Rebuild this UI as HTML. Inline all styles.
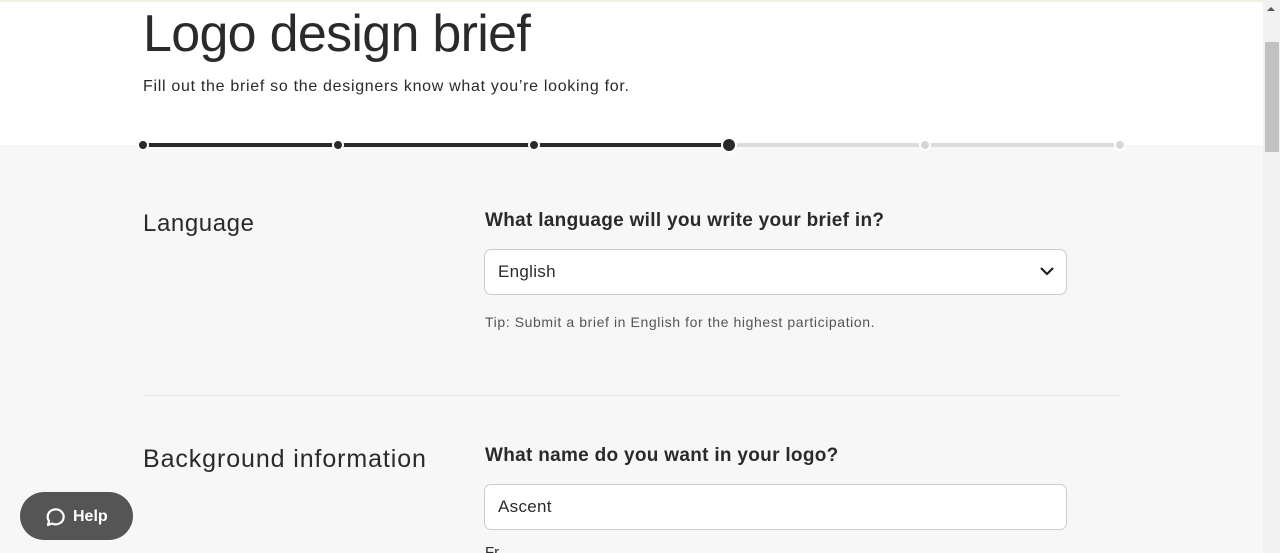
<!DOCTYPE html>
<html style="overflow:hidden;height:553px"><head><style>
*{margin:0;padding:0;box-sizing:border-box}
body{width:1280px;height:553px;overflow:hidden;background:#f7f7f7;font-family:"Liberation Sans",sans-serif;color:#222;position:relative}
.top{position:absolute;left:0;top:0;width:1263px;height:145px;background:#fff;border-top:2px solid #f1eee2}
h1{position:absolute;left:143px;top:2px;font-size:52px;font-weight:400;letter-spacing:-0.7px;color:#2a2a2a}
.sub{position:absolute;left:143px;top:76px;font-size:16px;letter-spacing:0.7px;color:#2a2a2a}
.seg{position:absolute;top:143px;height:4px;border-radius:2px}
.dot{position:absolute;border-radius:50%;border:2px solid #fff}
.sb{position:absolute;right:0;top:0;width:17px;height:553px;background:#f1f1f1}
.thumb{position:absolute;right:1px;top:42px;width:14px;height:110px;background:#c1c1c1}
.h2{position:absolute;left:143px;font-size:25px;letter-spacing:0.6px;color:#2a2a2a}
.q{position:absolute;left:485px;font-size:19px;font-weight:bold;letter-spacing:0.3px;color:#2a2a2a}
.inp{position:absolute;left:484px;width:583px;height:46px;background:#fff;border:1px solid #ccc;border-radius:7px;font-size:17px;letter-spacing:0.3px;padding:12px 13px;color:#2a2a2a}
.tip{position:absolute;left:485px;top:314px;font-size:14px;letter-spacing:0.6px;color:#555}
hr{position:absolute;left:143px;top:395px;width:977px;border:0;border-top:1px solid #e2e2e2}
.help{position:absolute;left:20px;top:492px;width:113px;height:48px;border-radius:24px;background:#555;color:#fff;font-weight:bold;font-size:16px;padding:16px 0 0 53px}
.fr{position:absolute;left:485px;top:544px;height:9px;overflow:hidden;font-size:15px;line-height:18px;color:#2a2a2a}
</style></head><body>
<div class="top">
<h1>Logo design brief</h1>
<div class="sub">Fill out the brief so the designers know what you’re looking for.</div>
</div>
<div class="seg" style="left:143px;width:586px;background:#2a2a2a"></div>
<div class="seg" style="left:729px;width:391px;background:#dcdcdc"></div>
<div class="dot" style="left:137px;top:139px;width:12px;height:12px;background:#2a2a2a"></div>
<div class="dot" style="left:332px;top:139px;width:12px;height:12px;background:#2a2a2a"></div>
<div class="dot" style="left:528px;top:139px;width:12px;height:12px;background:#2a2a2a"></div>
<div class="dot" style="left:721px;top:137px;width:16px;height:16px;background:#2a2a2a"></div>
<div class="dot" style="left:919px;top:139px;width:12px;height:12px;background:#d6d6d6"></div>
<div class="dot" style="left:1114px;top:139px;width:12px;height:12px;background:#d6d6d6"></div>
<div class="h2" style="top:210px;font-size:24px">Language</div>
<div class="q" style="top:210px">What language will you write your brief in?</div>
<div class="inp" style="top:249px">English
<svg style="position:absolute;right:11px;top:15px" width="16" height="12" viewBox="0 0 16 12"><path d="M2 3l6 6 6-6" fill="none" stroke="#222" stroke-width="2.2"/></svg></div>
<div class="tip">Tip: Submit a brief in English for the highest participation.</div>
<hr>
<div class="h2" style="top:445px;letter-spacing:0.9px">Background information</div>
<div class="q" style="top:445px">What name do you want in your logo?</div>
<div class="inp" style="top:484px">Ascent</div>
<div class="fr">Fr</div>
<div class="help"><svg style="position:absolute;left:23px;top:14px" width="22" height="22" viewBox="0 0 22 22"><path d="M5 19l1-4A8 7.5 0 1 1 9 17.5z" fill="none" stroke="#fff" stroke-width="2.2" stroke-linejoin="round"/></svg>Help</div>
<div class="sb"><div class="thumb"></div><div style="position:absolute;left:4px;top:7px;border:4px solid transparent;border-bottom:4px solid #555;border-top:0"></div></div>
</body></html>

■ ■ ■ ■

# Brief
Omit the pictures and output all of the other material exactly.

# Task solution
Rebuild this UI as HTML. Inline all styles.
<!DOCTYPE html>
<html style="overflow:hidden;height:553px"><head><style>
*{margin:0;padding:0;box-sizing:border-box}
body{width:1280px;height:553px;overflow:hidden;background:#f7f7f7;font-family:"Liberation Sans",sans-serif;color:#222;position:relative}
.top{position:absolute;left:0;top:0;width:1263px;height:145px;background:#fff;border-top:2px solid #f1eee2}
h1{position:absolute;left:143px;top:2px;font-size:52px;font-weight:400;letter-spacing:-0.7px;color:#2a2a2a}
.sub{position:absolute;left:143px;top:76px;font-size:16px;letter-spacing:0.7px;color:#2a2a2a}
.seg{position:absolute;top:143px;height:4px;border-radius:2px}
.dot{position:absolute;border-radius:50%;border:2px solid #fff}
.sb{position:absolute;right:0;top:0;width:17px;height:553px;background:#f1f1f1}
.thumb{position:absolute;right:1px;top:42px;width:14px;height:110px;background:#c1c1c1}
.h2{position:absolute;left:143px;font-size:25px;letter-spacing:0.6px;color:#2a2a2a}
.q{position:absolute;left:485px;font-size:19px;font-weight:bold;letter-spacing:0.3px;color:#2a2a2a}
.inp{position:absolute;left:484px;width:583px;height:46px;background:#fff;border:1px solid #ccc;border-radius:7px;font-size:17px;letter-spacing:0.3px;padding:12px 13px;color:#2a2a2a}
.tip{position:absolute;left:485px;top:314px;font-size:14px;letter-spacing:0.6px;color:#555}
hr{position:absolute;left:143px;top:395px;width:977px;border:0;border-top:1px solid #e2e2e2}
.help{position:absolute;left:20px;top:492px;width:113px;height:48px;border-radius:24px;background:#555;color:#fff;font-weight:bold;font-size:16px;padding:16px 0 0 53px}
.fr{position:absolute;left:485px;top:544px;height:9px;overflow:hidden;font-size:15px;line-height:18px;color:#2a2a2a}
</style></head><body>
<div class="top">
<h1>Logo design brief</h1>
<div class="sub">Fill out the brief so the designers know what you’re looking for.</div>
</div>
<div class="seg" style="left:143px;width:586px;background:#2a2a2a"></div>
<div class="seg" style="left:729px;width:391px;background:#dcdcdc"></div>
<div class="dot" style="left:137px;top:139px;width:12px;height:12px;background:#2a2a2a"></div>
<div class="dot" style="left:332px;top:139px;width:12px;height:12px;background:#2a2a2a"></div>
<div class="dot" style="left:528px;top:139px;width:12px;height:12px;background:#2a2a2a"></div>
<div class="dot" style="left:721px;top:137px;width:16px;height:16px;background:#2a2a2a"></div>
<div class="dot" style="left:919px;top:139px;width:12px;height:12px;background:#d6d6d6"></div>
<div class="dot" style="left:1114px;top:139px;width:12px;height:12px;background:#d6d6d6"></div>
<div class="h2" style="top:210px;font-size:24px">Language</div>
<div class="q" style="top:210px">What language will you write your brief in?</div>
<div class="inp" style="top:249px">English
<svg style="position:absolute;right:11px;top:15px" width="16" height="12" viewBox="0 0 16 12"><path d="M2 3l6 6 6-6" fill="none" stroke="#222" stroke-width="2.2"/></svg></div>
<div class="tip">Tip: Submit a brief in English for the highest participation.</div>
<hr>
<div class="h2" style="top:445px;letter-spacing:0.9px">Background information</div>
<div class="q" style="top:445px">What name do you want in your logo?</div>
<div class="inp" style="top:484px">Ascent</div>
<div class="fr">Fr</div>
<div class="help"><svg style="position:absolute;left:23px;top:14px" width="22" height="22" viewBox="0 0 22 22"><path d="M5 19l1-4A8 7.5 0 1 1 9 17.5z" fill="none" stroke="#fff" stroke-width="2.2" stroke-linejoin="round"/></svg>Help</div>
<div class="sb"><div class="thumb"></div><div style="position:absolute;left:4px;top:7px;border:4px solid transparent;border-bottom:4px solid #555;border-top:0"></div></div>
</body></html>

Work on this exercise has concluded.